Opinion
January 26, 1998
Appeal from the Supreme Court, Nassau County (Bucaria, J.).
Ordered that the order is affirmed, with costs.
The defendant has met its initial burden of coming forward with admissible evidence reciting the material facts and showing that the cause of action has no merit ( see, GTF Mktg. v. Colonial Aluminum Sales, 66 N.Y.2d 965). However, in response the plaintiff has not met her burden of demonstrating, by admissible evidence, that there exists a factual issue requiring a trial of the action and has not presented an acceptable excuse for her failure to do so ( see, Zuckerman v. City of New York, 49 N.Y.2d 557).

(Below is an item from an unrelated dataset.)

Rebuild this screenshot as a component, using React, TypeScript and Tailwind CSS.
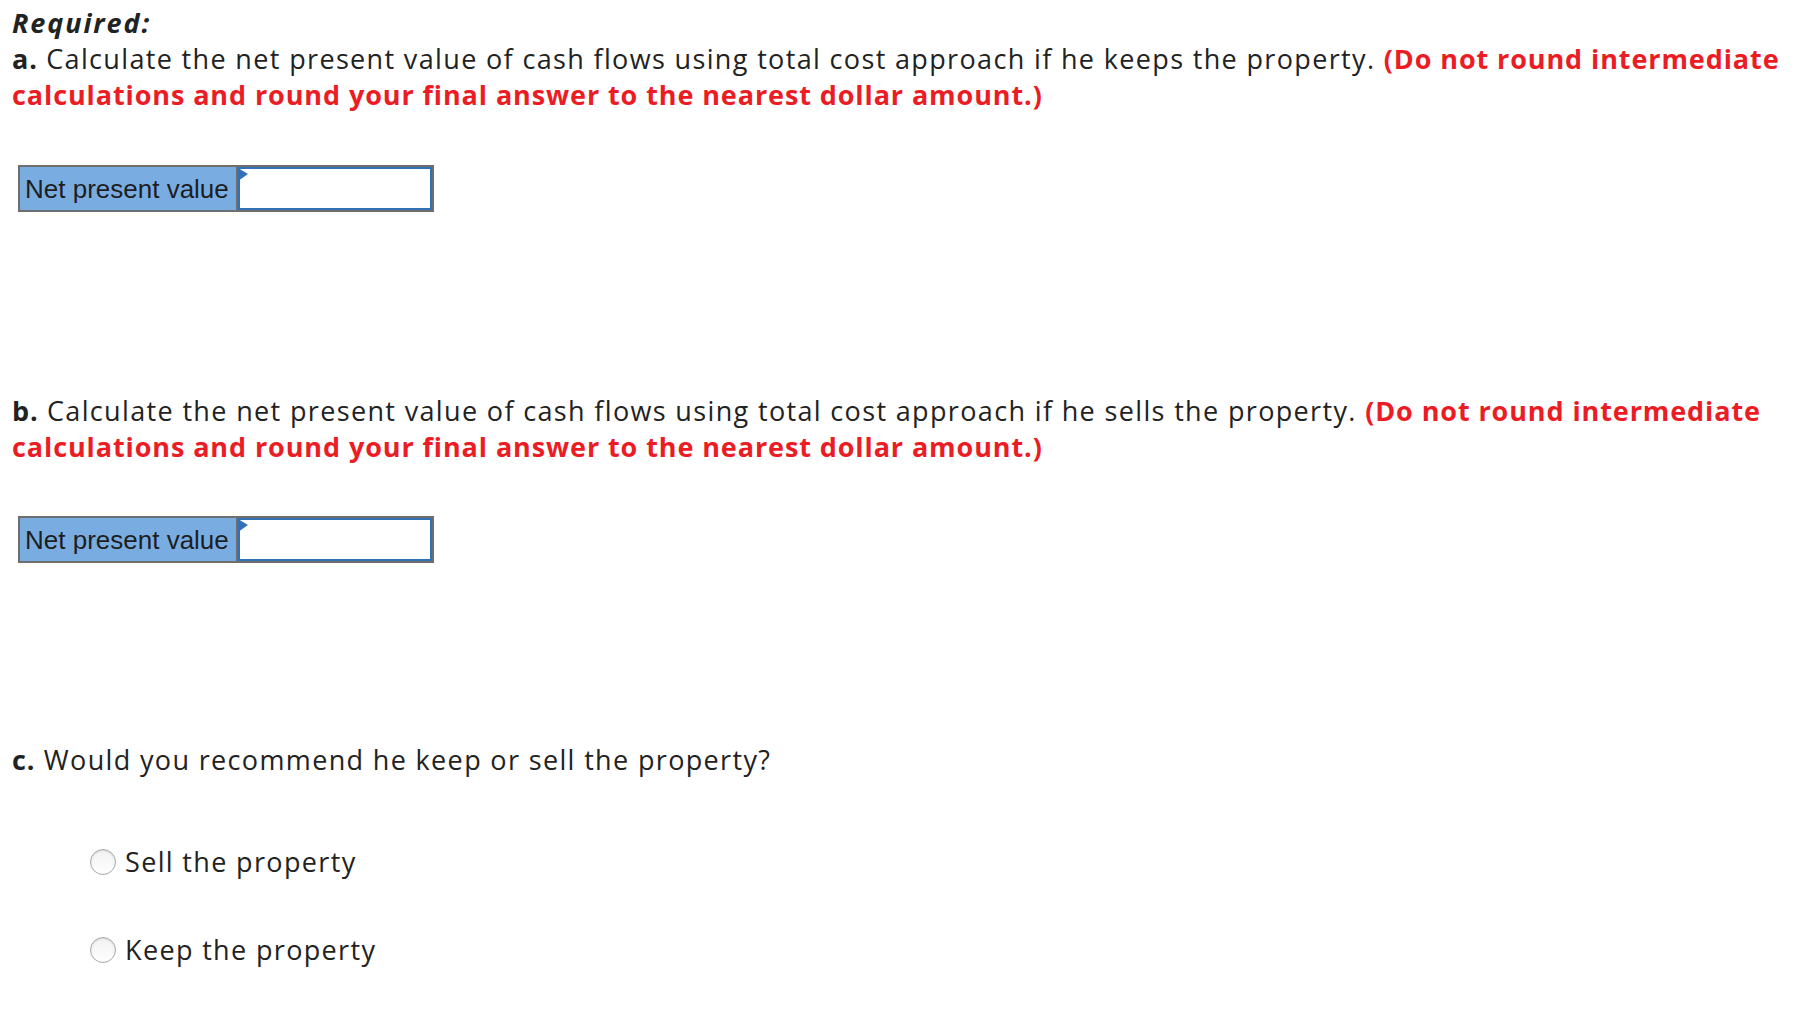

To establish a prima facie case of negligence in a "slip-and-fall" case, a plaintiff must demonstrate that the defendant created the condition which caused the accident or that the defendant had actual or constructive notice of the condition ( see, Bykofsky v. Waldbaum's Supermarkets, 210 A.D.2d 280, 281; Kaplan v. Waldbaum's Inc., 231 A.D.2d 680). Contrary to the plaintiff's contention, there is no evidence in the record suggesting that the defendant created the allegedly dangerous condition. Furthermore, the plaintiff did not prove that the defendant had actual or constructive notice of the condition. The evidence was too speculative to establish that the defect was in existence for a sufficient length of time before the accident to permit the defendant's employees to discover and remedy it ( see, Gordon v. American Museum of Natural History, 67 N.Y.2d 836; see also, Anderson v. Klein's Foods, 139 A.D.2d 904, affd 73 N.Y.2d 835; Batiancela v. Staten Is. Mall, 189 A.D.2d 743; Pirillo v. Longwood Assocs., 179 A.D.2d 744).
Rosenblatt, J.P., Altman, Florio and McGinity, JJ., concur.